Du 15 novembre au 16 décembre 2016 s’est déroulée l’enquête publique de Bercy Charenton, le projet d’aménagement d’un nouveau quartier situé à l’est de Paris, entre, comme son nom l’indique, de l’immeuble Bercy Lumière à Bercy 2 à Charenton et, depuis 2015, la zone dite Léo Lagrange (voir notre dossier consacré).
Précisément, cette enquête portait à la fois sur l’intérêt général du projet de zone d’aménagement concertée (ZAC) sur ce secteur du 12ème arrondissement de Paris et la mise en compatibilité du plan local d’urbanisme (PLU), nécessaire notamment en raison d’un projet de tour de 180 mètre de hauteur.

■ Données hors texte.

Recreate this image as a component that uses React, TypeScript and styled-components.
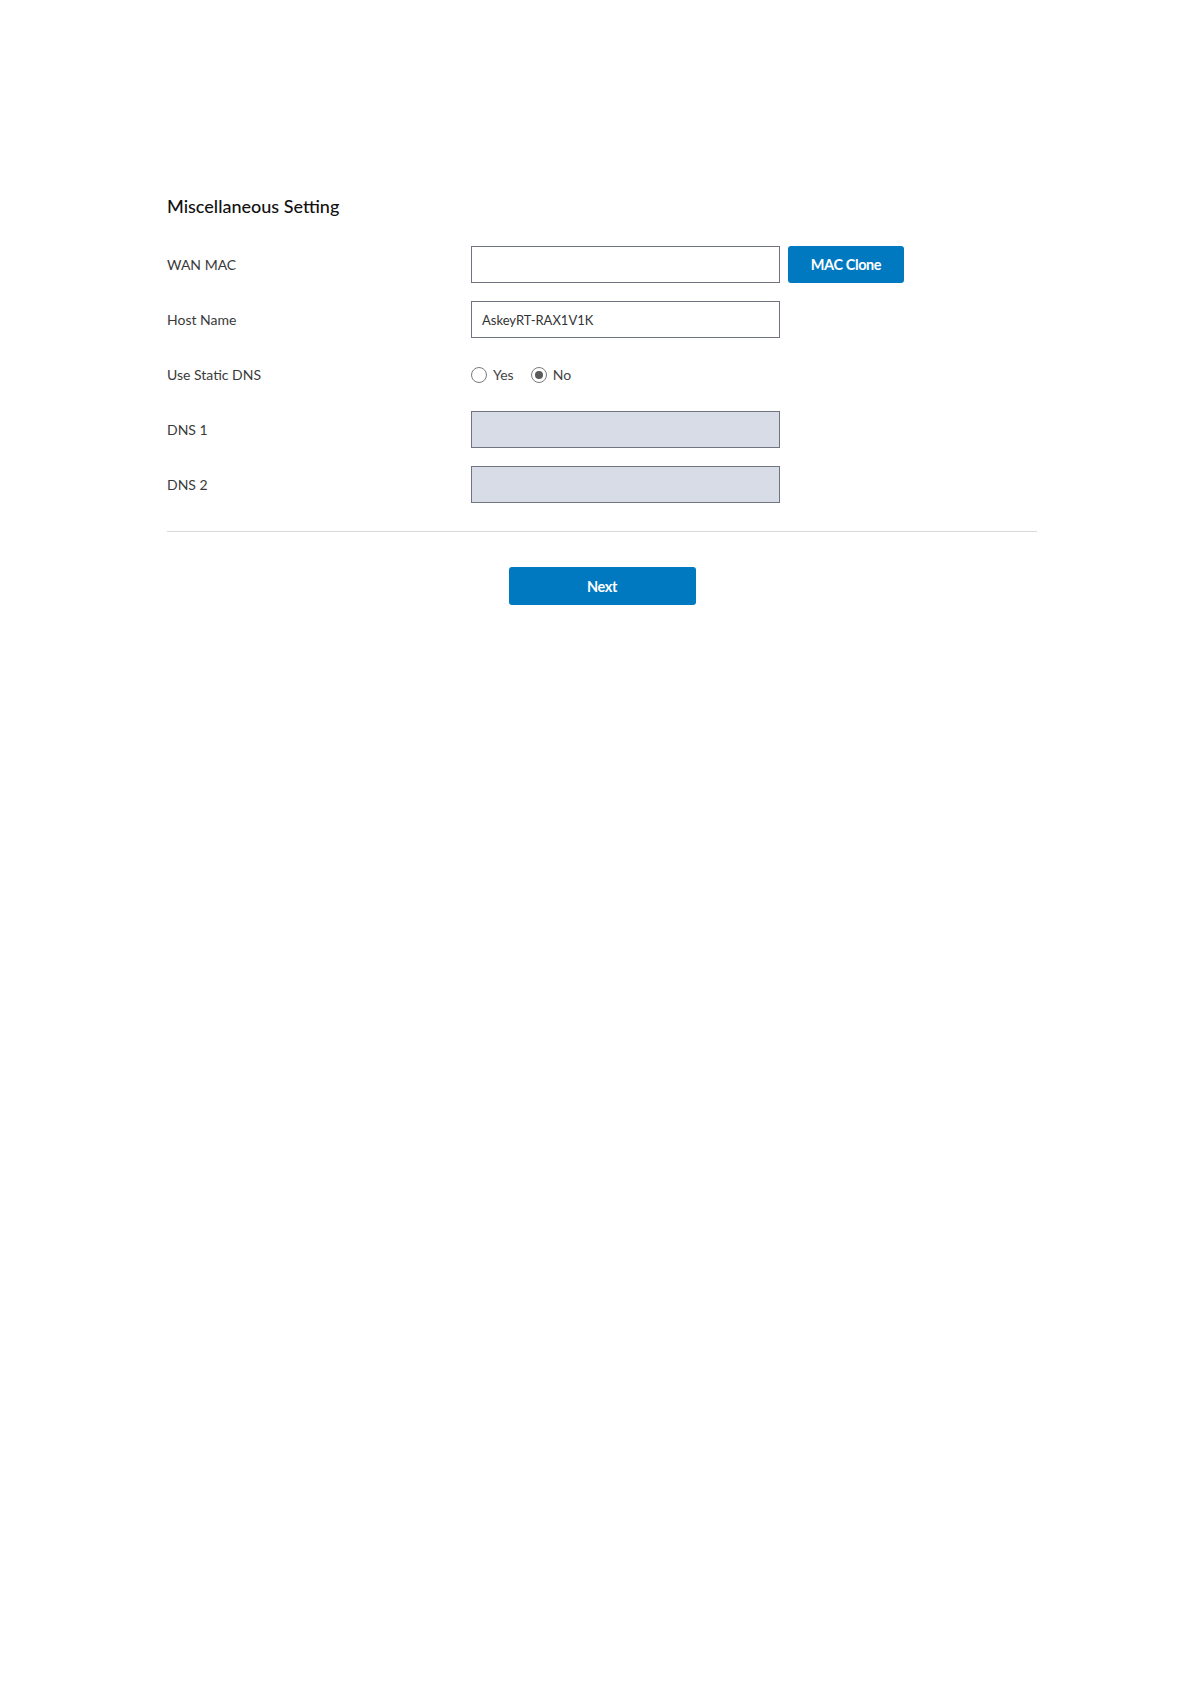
import React from 'react'
import styled, { createGlobalStyle } from 'styled-components'

const GlobalStyle = createGlobalStyle`
  html, body {
    margin: 0;
    padding: 0;
    background: #ffffff;
  }
  body {
    font-family: Lato, "Noto Sans", sans-serif;
    color: #333333;
  }
`

const Page = styled.div`
  width: 870px;
  margin-left: 167px;
  padding-top: 194px;
`

const Title = styled.h2`
  margin: 0 0 28px;
  font-size: 18px;
  line-height: 24px;
  font-weight: 500;
  color: #111111;
`

const Form = styled.div`
  display: flex;
  flex-direction: column;
  gap: 18px;
`

const Row = styled.div`
  display: flex;
  align-items: center;
  height: 37px;
`

const Label = styled.div`
  width: 304px;
  flex-shrink: 0;
  font-size: 14px;
  color: #3a3a3a;
`

const TextInput = styled.input<{ $disabled?: boolean }>`
  box-sizing: border-box;
  width: 309px;
  height: 37px;
  padding: 0 10px;
  border: 1px solid #6f7480;
  border-radius: 0;
  background: ${({ $disabled }) => ($disabled ? '#d8dce7' : '#ffffff')};
  font-family: Lato, "Noto Sans", sans-serif;
  font-size: 13px;
  color: #333333;
  outline: none;
`

const Button = styled.button<{ $wide?: boolean }>`
  box-sizing: border-box;
  height: ${({ $wide }) => ($wide ? '38px' : '37px')};
  width: ${({ $wide }) => ($wide ? '187px' : '116px')};
  border: none;
  border-radius: 3px;
  background: #0079c1;
  color: #ffffff;
  font-family: Lato, "Noto Sans", sans-serif;
  font-size: 14.5px;
  font-weight: 700;
  letter-spacing: -0.4px;
  cursor: pointer;
`

const CloneButton = styled(Button)`
  margin-left: 8px;
`

const RadioGroup = styled.div`
  display: flex;
  align-items: center;
  gap: 17px;
`

const RadioOption = styled.label`
  display: flex;
  align-items: center;
  gap: 6px;
  font-size: 14px;
  color: #444444;
`

const RadioCircle = styled.span<{ $checked?: boolean }>`
  box-sizing: border-box;
  width: 16px;
  height: 16px;
  border-radius: 50%;
  border: 1px solid #7a7a7a;
  display: flex;
  align-items: center;
  justify-content: center;
  &::after {
    content: '';
    width: 8px;
    height: 8px;
    border-radius: 50%;
    background: ${({ $checked }) => ($checked ? '#5a5a5a' : 'transparent')};
  }
`

const Divider = styled.hr`
  margin: 28px 0 35px;
  border: none;
  border-top: 1px solid #d9d9d9;
`

const Actions = styled.div`
  display: flex;
  justify-content: center;
`

export default function App() {
  return (
    <>
      <GlobalStyle />
      <Page>
        <Title>Miscellaneous Setting</Title>
        <Form>
          <Row>
            <Label>WAN MAC</Label>
            <TextInput defaultValue="" />
            <CloneButton>MAC Clone</CloneButton>
          </Row>
          <Row>
            <Label>Host Name</Label>
            <TextInput defaultValue="AskeyRT-RAX1V1K" />
          </Row>
          <Row>
            <Label>Use Static DNS</Label>
            <RadioGroup>
              <RadioOption>
                <RadioCircle />
                Yes
              </RadioOption>
              <RadioOption>
                <RadioCircle $checked />
                No
              </RadioOption>
            </RadioGroup>
          </Row>
          <Row>
            <Label>DNS 1</Label>
            <TextInput $disabled disabled />
          </Row>
          <Row>
            <Label>DNS 2</Label>
            <TextInput $disabled disabled />
          </Row>
        </Form>
        <Divider />
        <Actions>
          <Button $wide>Next</Button>
        </Actions>
      </Page>
    </>
  )
}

Le rapport de la commission d’enquête (présidée par Monsieur François Nau) devrait être rendu début 2017 au maire de Paris.
Son avis est important pour aider à la décision, normalement en 2017, la déclaration de projet (c’est-à-dire le dossier de création de la ZAC Bercy-Charenton et des modification du PLU.
Dans un dernier temps, les élus seront amenés à se prononcer sur le dossier de réalisation de la ZAC Bercy-Charenton, qui concerne son contenu définitif, et sur la désignation de l’aménageur, qui réalisera le projet.
Voici donc, ci-dessous, mes réserves rédigées sur le registre dématérialisé de l’enquête publique :
Si l’aménagement des emprises de la SNCF des deux côtés du boulevard Poniatowski jusqu’à Charenton est une bonne chose pour créer des logements modernes et écologiques, de nouveaux lieux d’emploi, de commerces, d’équipements publics et de nouvelles voies de communication, comme la rue de Baron Le Roy prolongée (désenclavant ainsi le quartier de Bercy actuel). Il est préférable que la ville s’étende plutôt que se densifie en interne, par la destruction d’immeubles existants.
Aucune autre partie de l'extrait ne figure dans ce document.